◆ **EXERCISE**
Repeat the material verbatim and drop the pictures.
-- Start DATA SECTION --
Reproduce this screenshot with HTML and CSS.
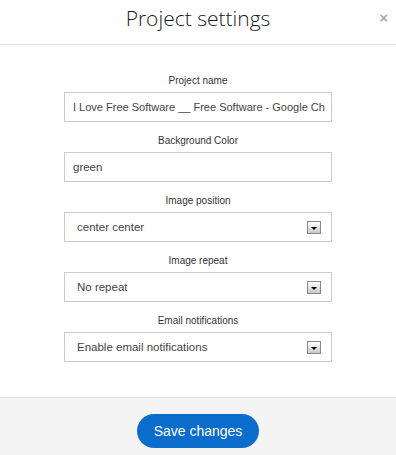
FILE: index.html
```html
<!DOCTYPE html>
<html lang="en">
  <head>
    <meta charset="UTF-8" />
    <title>Project settings</title>
    <link rel="stylesheet" href="styles.css">
  </head>
  <body>
    <div class="modal">
      <div class="modal-header">
        <h1>Project settings</h1>
        <span class="close">&times;</span>
      </div>

      <div class="modal-body">
        <div class="field">
          <label>Project name</label>
          <div class="box long">I Love Free Software __ Free Software - Google Ch</div>
        </div>

        <div class="field">
          <label>Background Color</label>
          <div class="box">green</div>
        </div>

        <div class="field">
          <label>Image position</label>
          <div class="box select">
            <span>center center</span>
            <span class="arrow"></span>
          </div>
        </div>

        <div class="field">
          <label>Image repeat</label>
          <div class="box select">
            <span>No repeat</span>
            <span class="arrow"></span>
          </div>
        </div>

        <div class="field">
          <label>Email notifications</label>
          <div class="box select">
            <span>Enable email notifications</span>
            <span class="arrow"></span>
          </div>
        </div>
      </div>

      <div class="modal-footer">
        <button>Save changes</button>
      </div>
    </div>
  </body>
</html>
```

FILE: styles.css
```css
body {
  margin: 0;
  font-family: "Liberation Sans", Arial, sans-serif;
  background-color: white;
}
.modal {
  width: 396px;
  height: 455px;
  display: flex;
  flex-direction: column;
  overflow: hidden;
}
.modal-header {
  position: relative;
  height: 44px;
  border-bottom: 1px solid #e5e5e5;
  text-align: center;
}
.modal-header h1 {
  margin: 0;
  font-family: "Open Sans", sans-serif;
  font-weight: 300;
  font-size: 21px;
  line-height: 36px;
  color: #1a1a1a;
}
.close {
  position: absolute;
  right: 8px;
  top: 9px;
  font-size: 15px;
  font-weight: bold;
  color: #aaa;
}
.modal-body {
  flex: 1;
  padding: 30px 64px 0;
}
.field {
  margin-bottom: 13px;
}
.field label {
  display: block;
  text-align: center;
  font-size: 10px;
  color: #333;
  line-height: 12px;
  margin-bottom: 5px;
}
.box {
  height: 28px;
  border: 1px solid #ccc;
  padding: 0 8px;
  font-size: 11.5px;
  line-height: 28px;
  color: #444;
  white-space: nowrap;
  overflow: hidden;
}
.box.long {
  font-size: 11px;
}
.select {
  display: flex;
  justify-content: space-between;
  align-items: center;
  padding: 0 10px 0 12px;
}
.arrow {
  position: relative;
  width: 12px;
  height: 11px;
  border: 1px solid #888;
  background: linear-gradient(#fff, #c8c8c8);
}
.arrow::after {
  content: "";
  position: absolute;
  left: 3px;
  top: 5px;
  border-left: 3px solid transparent;
  border-right: 3px solid transparent;
  border-top: 3px solid #000;
}
.modal-footer {
  height: 57px;
  background-color: #f4f4f4;
  border-top: 1px solid #e0e0e0;
  display: flex;
  justify-content: center;
  align-items: center;
}
button {
  width: 122px;
  height: 34px;
  margin-top: 9px;
  border: none;
  border-radius: 17px;
  background-color: #0a6ccb;
  color: white;
  font-family: "Liberation Sans", Arial, sans-serif;
  font-size: 14px;
}
```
-- End DATA SECTION --
◆ **RESPONSE TO THE EXERCISE**
Reproduce this screenshot with HTML and CSS.
FILE: index.html
```html
<!DOCTYPE html>
<html lang="en">
  <head>
    <meta charset="UTF-8" />
    <title>Project settings</title>
    <link rel="stylesheet" href="styles.css">
  </head>
  <body>
    <div class="modal">
      <div class="modal-header">
        <h1>Project settings</h1>
        <span class="close">&times;</span>
      </div>

      <div class="modal-body">
        <div class="field">
          <label>Project name</label>
          <div class="box long">I Love Free Software __ Free Software - Google Ch</div>
        </div>

        <div class="field">
          <label>Background Color</label>
          <div class="box">green</div>
        </div>

        <div class="field">
          <label>Image position</label>
          <div class="box select">
            <span>center center</span>
            <span class="arrow"></span>
          </div>
        </div>

        <div class="field">
          <label>Image repeat</label>
          <div class="box select">
            <span>No repeat</span>
            <span class="arrow"></span>
          </div>
        </div>

        <div class="field">
          <label>Email notifications</label>
          <div class="box select">
            <span>Enable email notifications</span>
            <span class="arrow"></span>
          </div>
        </div>
      </div>

      <div class="modal-footer">
        <button>Save changes</button>
      </div>
    </div>
  </body>
</html>
```

FILE: styles.css
```css
body {
  margin: 0;
  font-family: "Liberation Sans", Arial, sans-serif;
  background-color: white;
}
.modal {
  width: 396px;
  height: 455px;
  display: flex;
  flex-direction: column;
  overflow: hidden;
}
.modal-header {
  position: relative;
  height: 44px;
  border-bottom: 1px solid #e5e5e5;
  text-align: center;
}
.modal-header h1 {
  margin: 0;
  font-family: "Open Sans", sans-serif;
  font-weight: 300;
  font-size: 21px;
  line-height: 36px;
  color: #1a1a1a;
}
.close {
  position: absolute;
  right: 8px;
  top: 9px;
  font-size: 15px;
  font-weight: bold;
  color: #aaa;
}
.modal-body {
  flex: 1;
  padding: 30px 64px 0;
}
.field {
  margin-bottom: 13px;
}
.field label {
  display: block;
  text-align: center;
  font-size: 10px;
  color: #333;
  line-height: 12px;
  margin-bottom: 5px;
}
.box {
  height: 28px;
  border: 1px solid #ccc;
  padding: 0 8px;
  font-size: 11.5px;
  line-height: 28px;
  color: #444;
  white-space: nowrap;
  overflow: hidden;
}
.box.long {
  font-size: 11px;
}
.select {
  display: flex;
  justify-content: space-between;
  align-items: center;
  padding: 0 10px 0 12px;
}
.arrow {
  position: relative;
  width: 12px;
  height: 11px;
  border: 1px solid #888;
  background: linear-gradient(#fff, #c8c8c8);
}
.arrow::after {
  content: "";
  position: absolute;
  left: 3px;
  top: 5px;
  border-left: 3px solid transparent;
  border-right: 3px solid transparent;
  border-top: 3px solid #000;
}
.modal-footer {
  height: 57px;
  background-color: #f4f4f4;
  border-top: 1px solid #e0e0e0;
  display: flex;
  justify-content: center;
  align-items: center;
}
button {
  width: 122px;
  height: 34px;
  margin-top: 9px;
  border: none;
  border-radius: 17px;
  background-color: #0a6ccb;
  color: white;
  font-family: "Liberation Sans", Arial, sans-serif;
  font-size: 14px;
}
```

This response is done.